Assessing Personalities From Music People Like To Hear
Assessing personalities from music gives great insights into others. It’s very personal. It’s very complex too. Science does not even know why people like it.
Assessing Personalities From Music
First Steps, First Questions
So, when assessing personalities from music people like to hear, my approach is simple. First, I ask what music they like. Then, I ask why they like it.
The next step is harder. I listen. I then assume what they say about the music is really about themselves. So, if they say, “I like rock because of its driving beat,” I start with the assumption that they have a driving personality.
Follow Up Steps, Music Reinforcing Or Offsetting?
However, music serves many purposes. It’s quite common for people to use music to inject an emotion. Thus, my next step is to see whether the music serves to reinforce the trait I identified or to offset another trait. That means follow-up questions.
In the example above, I would work to see whether the music reinforces a driving personality or offsets a reserved one. In other words, people often use music to show themselves in ways that are uncomfortable or impractical in everyday life.
Examples Of Follow Up Questions
As a result, follow-up questions are key. In this case, I might first confirm, “Oh, so you like music with a driving beat?” This might encourage elaboration that might answer whether the music is reinforcing or offsetting. I could also ask, “So, what is it about a driving beat that’s so big with you?”

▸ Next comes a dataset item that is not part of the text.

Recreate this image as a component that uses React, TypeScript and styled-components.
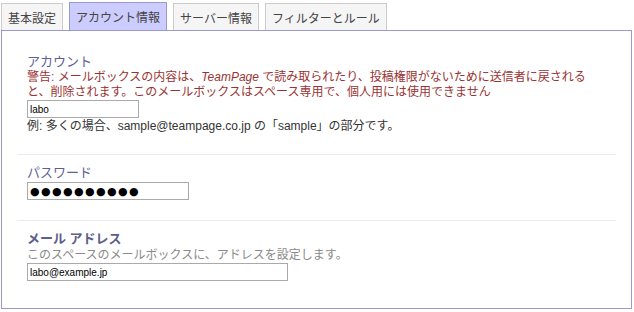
import React from "react";
import styled, { createGlobalStyle } from "styled-components";

const GlobalStyle = createGlobalStyle`
  html, body {
    margin: 0;
    padding: 0;
    background: #ffffff;
  }
  body {
    font-family: "Liberation Sans", "Noto Sans CJK JP", sans-serif;
    font-size: 12px;
    color: #333333;
  }
`;

const Page = styled.div`
  width: 634px;
  height: 312px;
  padding: 2px 2px 0 1px;
  box-sizing: border-box;
`;

const TabBar = styled.div`
  display: flex;
  align-items: flex-end;
  gap: 6px;
  height: 28px;
`;

const Tab = styled.div<{ $active?: boolean }>`
  height: ${(p) => (p.$active ? "28px" : "27px")};
  box-sizing: border-box;
  padding: 0 6px;
  display: flex;
  align-items: center;
  border: 1px solid ${(p) => (p.$active ? "#9c9acc" : "#cccccc")};
  border-bottom: none;
  background: ${(p) => (p.$active ? "#ccccff" : "#f5f5f5")};
  color: #444444;
  font-size: 12px;
  white-space: nowrap;
  cursor: pointer;
`;

const Panel = styled.div`
  border: 1px solid #9c9acc;
  height: 279px;
  box-sizing: border-box;
  padding: 13px 15px 0;
`;

const Section = styled.div`
  padding: 10px 10px 20px;
  & + & {
    border-top: 1px solid #ebebeb;
  }
`;

const Label = styled.div<{ $bold?: boolean }>`
  font-size: 13px;
  line-height: 16px;
  font-weight: ${(p) => (p.$bold ? 700 : 400)};
  color: ${(p) => (p.$bold ? "#5e5e88" : "#5f5f96")};
`;

const Warning = styled.div`
  font-size: 12px;
  line-height: 15px;
  color: #993333;
  em {
    font-style: italic;
  }
`;

const Hint = styled.div<{ $muted?: boolean }>`
  font-size: 12px;
  line-height: 16px;
  color: ${(p) => (p.$muted ? "#8a8a8a" : "#333333")};
`;

const Field = styled.input<{ $w: number; $dots?: boolean }>`
  display: block;
  width: ${(p) => p.$w}px;
  height: 18px;
  box-sizing: border-box;
  margin: ${(p) => (p.$dots ? "1px 0 0" : "0")};
  padding: 0 2px;
  border: 1px solid #aaaaaa;
  outline: none;
  background: #ffffff;
  color: #000000;
  font-family: ${(p) => (p.$dots ? '"DejaVu Sans", sans-serif' : '"Liberation Sans", sans-serif')};
  font-size: ${(p) => (p.$dots ? "11px" : "10px")};
  letter-spacing: ${(p) => (p.$dots ? "1.4px" : "0")};
`;

const tabs = ["基本設定", "アカウント情報", "サーバー情報", "フィルターとルール"];

export default function App() {
  return (
    <>
      <GlobalStyle />
      <Page>
        <TabBar>
          {tabs.map((t, i) => (
            <Tab key={t} $active={i === 1}>
              {t}
            </Tab>
          ))}
        </TabBar>
        <Panel>
          <Section>
            <Label>アカウント</Label>
            <Warning>
              警告: メールボックスの内容は、<em>TeamPage</em> で読み取られたり、投稿権限がないために送信者に戻される
              <br />
              と、削除されます。このメールボックスはスペース専用で、個人用には使用できません
            </Warning>
            <Field $w={112} defaultValue="labo" />
            <Hint>例: 多くの場合、sample@teampage.co.jp の「sample」の部分です。</Hint>
          </Section>
          <Section>
            <Label>パスワード</Label>
            <Field $w={162} $dots readOnly value={"●●●●●●●●●●"} />
          </Section>
          <Section>
            <Label $bold>メール アドレス</Label>
            <Hint $muted>このスペースのメールボックスに、アドレスを設定します。</Hint>
            <Field $w={261} defaultValue="labo@example.jp" />
          </Section>
        </Panel>
      </Page>
    </>
  );
}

For instance, if she says, “Oh, I just like it because it gets me riled up,” then it’s likely serving as an offset to a reserved personality. If she says, “Oh, a driving beat just speaks to me,” then it’s likely a reinforcing sign.
At The Start, Don’t Need A Complete Assessment
As summary then, assessing personalities from music means starting with the assumption that people describe themselves when they describe the music. Then, it’s a matter of working to find whether the music serves to reinforce that trait or to offset another one.
Most times, one does not need a complete assessment to work well with someone. Just a good handle on a trait or two works well to start.